Kent Professor is finalist for Law Teacher of the Year

Kent Professor Amanda Perry-Kessaris is a finalist for Law Teacher of the Year 2017.

Professor Perry-Kessaris is one of six teachers across the UK who is shortlisted in the prestigious national competition sponsored by Oxford University Press. She now moves on to the second round of judging, which involves a campus visit, observed teaching session, and interviews with students and colleagues.

With qualifications in economics and visual communication as well as in law, Professor Perry-Kessaris takes an innovative and cross-disciplinary approach to her teaching and research. She focuses primarily on the application of design strategies (such as user interaction and prototyping) and design outcomes (such as images, sound and typography) to understand and communicate about processes of econo-legal change. Her current research project, funded by a grant from the Socio-Legal Studies Association (SLSA), investigates the use of graphic design in the negotiations over the possible reunification of Cyprus. In 2014 she held an online show, ‘What can graphic design reveal about law?’ and she has been running Legal Treasure Tours since 2012.

In her endorsement of Professor Perry-Kessaris’s nomination, Head of Kent Law School Professor Toni Williams praised her capacity to engage, inspire and motivate students which she said had “become legendary” at Kent since she joined the Law School in 2013.

She described her development of legal pedagogy through images and objects as “truly innovative” and said her teaching practice was notable for its breadth: ‘She teaches across the spectrum of students, and shows similar levels of enthusiasm, skill and innovation with each cohort.

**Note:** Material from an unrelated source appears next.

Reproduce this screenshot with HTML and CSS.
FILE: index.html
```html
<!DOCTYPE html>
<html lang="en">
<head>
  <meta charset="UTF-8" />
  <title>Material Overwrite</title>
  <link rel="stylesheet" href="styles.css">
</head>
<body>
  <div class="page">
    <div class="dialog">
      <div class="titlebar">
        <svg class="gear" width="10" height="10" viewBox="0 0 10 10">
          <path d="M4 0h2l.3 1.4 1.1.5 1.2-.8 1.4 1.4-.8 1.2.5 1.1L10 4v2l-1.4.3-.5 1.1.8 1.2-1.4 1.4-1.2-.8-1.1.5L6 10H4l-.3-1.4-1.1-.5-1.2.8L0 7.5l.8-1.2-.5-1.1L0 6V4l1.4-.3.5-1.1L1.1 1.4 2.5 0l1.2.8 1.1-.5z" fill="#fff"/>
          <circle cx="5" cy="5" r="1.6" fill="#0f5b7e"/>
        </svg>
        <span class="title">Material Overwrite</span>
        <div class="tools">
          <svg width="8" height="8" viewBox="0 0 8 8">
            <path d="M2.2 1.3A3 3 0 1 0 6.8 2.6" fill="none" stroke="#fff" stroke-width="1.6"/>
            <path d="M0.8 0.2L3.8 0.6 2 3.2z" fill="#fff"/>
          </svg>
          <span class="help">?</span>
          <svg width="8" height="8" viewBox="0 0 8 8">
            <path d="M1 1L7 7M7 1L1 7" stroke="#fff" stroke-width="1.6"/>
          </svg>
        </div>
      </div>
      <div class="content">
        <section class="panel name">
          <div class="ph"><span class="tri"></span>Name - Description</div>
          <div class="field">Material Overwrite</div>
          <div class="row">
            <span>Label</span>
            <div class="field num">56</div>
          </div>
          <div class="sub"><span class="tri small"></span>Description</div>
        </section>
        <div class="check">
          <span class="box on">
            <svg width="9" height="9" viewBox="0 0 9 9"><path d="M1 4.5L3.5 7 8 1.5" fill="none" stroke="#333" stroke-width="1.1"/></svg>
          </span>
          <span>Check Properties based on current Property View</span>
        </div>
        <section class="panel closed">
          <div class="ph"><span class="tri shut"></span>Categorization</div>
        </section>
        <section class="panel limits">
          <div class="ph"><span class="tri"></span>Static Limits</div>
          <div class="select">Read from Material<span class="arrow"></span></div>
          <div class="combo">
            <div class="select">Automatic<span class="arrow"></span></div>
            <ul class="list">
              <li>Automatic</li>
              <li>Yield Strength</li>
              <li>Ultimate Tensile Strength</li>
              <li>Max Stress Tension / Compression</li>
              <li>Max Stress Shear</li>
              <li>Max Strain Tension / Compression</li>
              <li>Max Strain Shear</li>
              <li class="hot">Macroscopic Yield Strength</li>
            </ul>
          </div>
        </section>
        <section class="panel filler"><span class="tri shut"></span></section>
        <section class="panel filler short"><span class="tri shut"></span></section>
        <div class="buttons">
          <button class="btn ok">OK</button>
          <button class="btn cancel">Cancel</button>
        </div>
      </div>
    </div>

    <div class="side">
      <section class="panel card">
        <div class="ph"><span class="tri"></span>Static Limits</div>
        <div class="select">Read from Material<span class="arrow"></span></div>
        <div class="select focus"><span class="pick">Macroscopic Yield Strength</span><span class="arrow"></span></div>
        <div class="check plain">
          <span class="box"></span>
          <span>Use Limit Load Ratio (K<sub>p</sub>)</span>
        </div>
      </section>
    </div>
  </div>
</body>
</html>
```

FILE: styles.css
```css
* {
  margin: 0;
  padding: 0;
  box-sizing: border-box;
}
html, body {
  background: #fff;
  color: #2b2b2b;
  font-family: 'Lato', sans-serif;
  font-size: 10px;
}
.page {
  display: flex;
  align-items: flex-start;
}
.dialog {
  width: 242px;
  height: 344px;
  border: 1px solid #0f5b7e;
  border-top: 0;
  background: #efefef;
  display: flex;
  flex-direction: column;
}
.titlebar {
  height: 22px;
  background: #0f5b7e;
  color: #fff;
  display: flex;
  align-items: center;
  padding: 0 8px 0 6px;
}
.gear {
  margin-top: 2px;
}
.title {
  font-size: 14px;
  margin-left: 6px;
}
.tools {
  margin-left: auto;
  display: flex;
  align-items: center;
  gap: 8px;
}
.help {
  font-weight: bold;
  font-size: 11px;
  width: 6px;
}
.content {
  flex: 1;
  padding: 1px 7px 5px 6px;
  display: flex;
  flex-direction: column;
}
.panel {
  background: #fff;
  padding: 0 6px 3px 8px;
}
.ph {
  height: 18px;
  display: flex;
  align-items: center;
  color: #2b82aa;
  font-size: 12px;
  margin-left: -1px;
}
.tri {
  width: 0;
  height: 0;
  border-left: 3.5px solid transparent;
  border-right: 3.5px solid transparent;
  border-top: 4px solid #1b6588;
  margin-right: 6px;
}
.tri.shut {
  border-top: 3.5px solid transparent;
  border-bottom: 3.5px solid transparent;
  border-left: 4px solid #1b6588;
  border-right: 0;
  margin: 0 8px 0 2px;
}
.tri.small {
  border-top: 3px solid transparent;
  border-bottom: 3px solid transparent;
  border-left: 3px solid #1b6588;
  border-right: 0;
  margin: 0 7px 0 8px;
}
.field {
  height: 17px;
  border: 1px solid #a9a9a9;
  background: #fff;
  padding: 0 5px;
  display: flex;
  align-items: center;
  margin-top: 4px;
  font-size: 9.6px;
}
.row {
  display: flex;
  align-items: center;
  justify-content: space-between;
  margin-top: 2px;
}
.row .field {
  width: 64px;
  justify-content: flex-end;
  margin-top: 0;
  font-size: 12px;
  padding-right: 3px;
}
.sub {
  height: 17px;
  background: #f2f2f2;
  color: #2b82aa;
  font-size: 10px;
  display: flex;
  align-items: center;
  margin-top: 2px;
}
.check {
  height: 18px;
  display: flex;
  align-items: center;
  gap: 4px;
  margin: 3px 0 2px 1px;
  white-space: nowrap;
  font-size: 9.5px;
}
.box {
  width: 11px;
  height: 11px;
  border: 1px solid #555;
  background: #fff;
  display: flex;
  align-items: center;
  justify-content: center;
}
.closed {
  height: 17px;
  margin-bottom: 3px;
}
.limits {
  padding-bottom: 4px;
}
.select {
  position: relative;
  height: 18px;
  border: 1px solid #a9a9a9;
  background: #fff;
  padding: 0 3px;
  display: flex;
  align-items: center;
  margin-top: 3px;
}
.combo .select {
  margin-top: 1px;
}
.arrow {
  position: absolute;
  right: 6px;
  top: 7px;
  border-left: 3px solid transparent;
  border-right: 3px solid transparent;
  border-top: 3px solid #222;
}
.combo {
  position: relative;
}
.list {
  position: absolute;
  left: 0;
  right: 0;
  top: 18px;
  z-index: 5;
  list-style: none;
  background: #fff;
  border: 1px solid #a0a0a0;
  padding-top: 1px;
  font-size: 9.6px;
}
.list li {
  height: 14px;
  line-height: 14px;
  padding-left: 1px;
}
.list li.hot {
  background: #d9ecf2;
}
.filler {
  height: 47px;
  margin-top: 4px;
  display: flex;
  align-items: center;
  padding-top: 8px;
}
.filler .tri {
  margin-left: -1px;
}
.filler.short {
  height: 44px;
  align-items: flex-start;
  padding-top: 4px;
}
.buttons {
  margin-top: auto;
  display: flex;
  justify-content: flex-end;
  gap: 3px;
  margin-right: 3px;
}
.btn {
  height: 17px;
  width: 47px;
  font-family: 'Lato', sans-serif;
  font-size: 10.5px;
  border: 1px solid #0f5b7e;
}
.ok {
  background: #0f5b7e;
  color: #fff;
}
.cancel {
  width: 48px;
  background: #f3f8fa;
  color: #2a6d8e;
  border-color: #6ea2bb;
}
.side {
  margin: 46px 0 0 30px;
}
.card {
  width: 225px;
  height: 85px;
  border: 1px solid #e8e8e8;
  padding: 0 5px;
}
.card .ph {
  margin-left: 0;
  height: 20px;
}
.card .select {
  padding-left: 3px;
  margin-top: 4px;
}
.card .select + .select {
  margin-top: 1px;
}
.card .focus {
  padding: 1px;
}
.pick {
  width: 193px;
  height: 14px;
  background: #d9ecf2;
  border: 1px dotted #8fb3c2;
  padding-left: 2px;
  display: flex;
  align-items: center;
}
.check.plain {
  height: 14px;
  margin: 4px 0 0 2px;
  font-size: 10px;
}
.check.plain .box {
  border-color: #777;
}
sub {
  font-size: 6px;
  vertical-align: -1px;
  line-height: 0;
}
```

She has an exceptionally strong reputation for supporting students and encouraging them to embrace developmental challenges in their personal and professional lives.

‘Amanda is a creative and imaginative scholar whose pathbreaking research on visualizing and visualized law informs all aspects of student learning in her classes, seminars and supervisions. Importantly there are clear indications that Amanda’s research and practice are influencing colleagues who have started to adopt some of her visualizing/visualized law techniques in their own classrooms.’

Professor Perry-Kessaris said: ‘I see teaching as an opportunity to refresh, sustain and apply my own learning. I learn through formal empirical and theoretical research as well as casual daily inquiry. In so doing I use all my senses and experiences, and I find it productive and fun to take this approach when teaching. I also continue to be a part time student myself — previously of economics, ethnography, drawing and now of graphic design. This allows me to remember the pleasures and agonies of following a learning path identified by another, feeling stupid and ignorant, treasuring feedback, mastering a new skill, and being bored to tears. It also allows me to learn new teaching ideas from my co-students; from how to conduct a visual analysis of a text or read an object, to how to use your immediate environment as a learning resource. And when I am the teacher, I find that the more I am able to offer structured freedom to students, the more we all learn.’

Major recent publications include ‘The Case for a Visualized Economic Sociology of Legal Development’ which won the SLSA Article Prize in 2015. Other work includes Socio-legal Approaches to International Economic Law: Text, context, subtext (Routledge 2012) and Towards an Economic Sociology of Law (Wiley-Blackwell 2013), co-edited with with Diamond Ashiagbor and Prabha Kotiswaran.

Professor Perry-Kessaris blogs about her work at econosociolegal.wordpress.com. She also tweets @aperrykessaris and publishes videos on Vimeo.

The Law Teacher of the Year award, which recognises the vital role that teachers play in the education of tomorrow’s lawyers, was previously won by Kent Law School Senior Lecturer Dr Karen Devine in 2012. This year’s winner will be announced at the Celebrating Excellence in Law Teaching conference to be held in Warwick on Thursday 29 June.